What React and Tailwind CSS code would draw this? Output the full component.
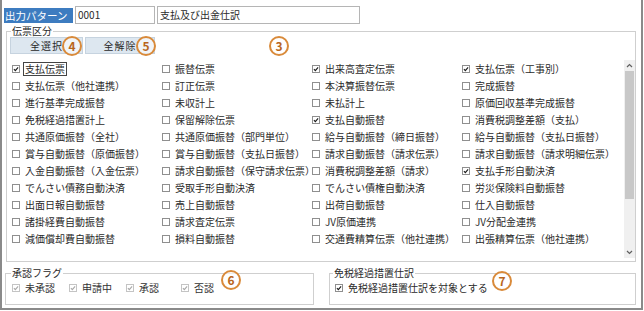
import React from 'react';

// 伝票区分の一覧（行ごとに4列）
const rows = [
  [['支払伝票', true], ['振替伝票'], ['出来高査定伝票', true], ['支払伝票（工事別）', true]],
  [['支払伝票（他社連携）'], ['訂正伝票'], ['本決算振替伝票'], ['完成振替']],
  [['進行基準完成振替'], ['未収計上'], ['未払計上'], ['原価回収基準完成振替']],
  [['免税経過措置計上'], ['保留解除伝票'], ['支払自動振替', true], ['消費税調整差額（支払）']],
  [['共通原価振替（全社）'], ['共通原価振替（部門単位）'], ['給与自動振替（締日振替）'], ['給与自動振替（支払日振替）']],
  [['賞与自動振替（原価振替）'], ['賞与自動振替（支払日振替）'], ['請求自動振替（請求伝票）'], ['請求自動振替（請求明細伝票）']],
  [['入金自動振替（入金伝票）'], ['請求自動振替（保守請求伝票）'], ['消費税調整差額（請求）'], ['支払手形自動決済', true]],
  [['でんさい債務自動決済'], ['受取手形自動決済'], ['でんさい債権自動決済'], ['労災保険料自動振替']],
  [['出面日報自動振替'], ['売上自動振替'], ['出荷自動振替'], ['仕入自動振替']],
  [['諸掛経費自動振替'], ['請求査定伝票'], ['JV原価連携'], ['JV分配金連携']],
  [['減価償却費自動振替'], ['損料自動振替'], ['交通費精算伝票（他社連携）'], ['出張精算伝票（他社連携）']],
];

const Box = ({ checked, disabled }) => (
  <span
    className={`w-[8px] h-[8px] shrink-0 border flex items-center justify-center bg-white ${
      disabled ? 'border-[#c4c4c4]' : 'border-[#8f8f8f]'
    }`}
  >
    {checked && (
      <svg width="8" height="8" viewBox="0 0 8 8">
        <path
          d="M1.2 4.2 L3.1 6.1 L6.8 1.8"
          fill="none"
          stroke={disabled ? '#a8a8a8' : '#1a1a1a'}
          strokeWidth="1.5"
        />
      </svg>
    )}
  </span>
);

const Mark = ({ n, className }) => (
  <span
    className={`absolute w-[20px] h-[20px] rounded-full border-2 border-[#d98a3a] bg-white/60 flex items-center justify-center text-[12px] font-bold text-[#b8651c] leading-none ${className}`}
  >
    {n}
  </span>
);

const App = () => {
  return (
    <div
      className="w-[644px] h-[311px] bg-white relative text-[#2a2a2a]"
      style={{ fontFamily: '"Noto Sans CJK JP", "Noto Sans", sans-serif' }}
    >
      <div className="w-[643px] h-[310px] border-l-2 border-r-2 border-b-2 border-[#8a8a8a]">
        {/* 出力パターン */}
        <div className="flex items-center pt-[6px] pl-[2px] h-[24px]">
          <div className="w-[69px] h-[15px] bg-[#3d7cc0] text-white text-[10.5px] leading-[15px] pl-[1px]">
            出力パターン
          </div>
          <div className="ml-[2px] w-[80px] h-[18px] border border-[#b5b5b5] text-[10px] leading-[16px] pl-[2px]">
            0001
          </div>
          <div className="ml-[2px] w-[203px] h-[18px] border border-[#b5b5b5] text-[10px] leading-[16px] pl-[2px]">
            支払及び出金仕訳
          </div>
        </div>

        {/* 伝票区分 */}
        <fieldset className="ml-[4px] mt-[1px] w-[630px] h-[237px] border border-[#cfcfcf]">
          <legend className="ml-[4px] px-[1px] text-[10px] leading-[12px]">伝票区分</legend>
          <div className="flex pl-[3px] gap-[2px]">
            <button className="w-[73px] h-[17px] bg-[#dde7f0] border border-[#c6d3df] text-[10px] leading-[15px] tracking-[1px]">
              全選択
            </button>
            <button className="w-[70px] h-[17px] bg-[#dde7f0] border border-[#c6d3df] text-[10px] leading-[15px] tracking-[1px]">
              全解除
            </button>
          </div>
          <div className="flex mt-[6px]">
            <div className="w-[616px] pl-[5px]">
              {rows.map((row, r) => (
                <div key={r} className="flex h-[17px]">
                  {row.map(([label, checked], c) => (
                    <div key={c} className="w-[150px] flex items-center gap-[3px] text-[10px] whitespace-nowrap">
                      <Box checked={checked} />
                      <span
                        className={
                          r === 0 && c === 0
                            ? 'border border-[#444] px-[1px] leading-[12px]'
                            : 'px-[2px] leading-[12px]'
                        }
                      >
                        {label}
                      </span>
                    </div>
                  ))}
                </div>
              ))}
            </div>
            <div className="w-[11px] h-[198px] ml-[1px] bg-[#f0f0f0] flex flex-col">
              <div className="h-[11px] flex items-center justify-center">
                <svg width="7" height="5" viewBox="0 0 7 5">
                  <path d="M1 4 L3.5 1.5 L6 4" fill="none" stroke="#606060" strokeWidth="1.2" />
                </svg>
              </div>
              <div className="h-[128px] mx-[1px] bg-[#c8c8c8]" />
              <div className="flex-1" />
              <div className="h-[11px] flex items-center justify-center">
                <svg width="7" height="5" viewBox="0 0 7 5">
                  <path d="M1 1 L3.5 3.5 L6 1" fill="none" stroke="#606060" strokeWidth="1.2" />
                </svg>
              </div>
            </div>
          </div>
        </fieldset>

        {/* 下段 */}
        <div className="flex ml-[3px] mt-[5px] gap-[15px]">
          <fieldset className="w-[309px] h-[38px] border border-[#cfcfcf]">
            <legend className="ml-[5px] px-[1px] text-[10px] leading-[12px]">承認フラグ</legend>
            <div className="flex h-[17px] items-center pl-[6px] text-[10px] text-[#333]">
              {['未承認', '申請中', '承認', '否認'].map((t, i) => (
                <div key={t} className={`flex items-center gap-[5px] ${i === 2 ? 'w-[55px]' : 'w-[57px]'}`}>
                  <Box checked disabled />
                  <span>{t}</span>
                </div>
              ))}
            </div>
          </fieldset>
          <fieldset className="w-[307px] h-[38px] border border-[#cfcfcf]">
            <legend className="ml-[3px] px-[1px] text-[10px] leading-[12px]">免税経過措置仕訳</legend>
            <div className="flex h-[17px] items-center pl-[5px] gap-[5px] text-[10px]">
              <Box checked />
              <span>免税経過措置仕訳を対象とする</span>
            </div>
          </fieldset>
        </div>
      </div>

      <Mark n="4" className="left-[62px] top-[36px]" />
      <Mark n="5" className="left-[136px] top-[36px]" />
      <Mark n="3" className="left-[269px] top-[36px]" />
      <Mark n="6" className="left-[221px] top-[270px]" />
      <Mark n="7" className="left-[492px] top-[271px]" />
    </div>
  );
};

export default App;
· · ·
TASK STATEMENT
Copy out every line that includes the word "React".

TASK ANSWER
What React and Tailwind CSS code would draw this? Output the full component.
import React from 'react';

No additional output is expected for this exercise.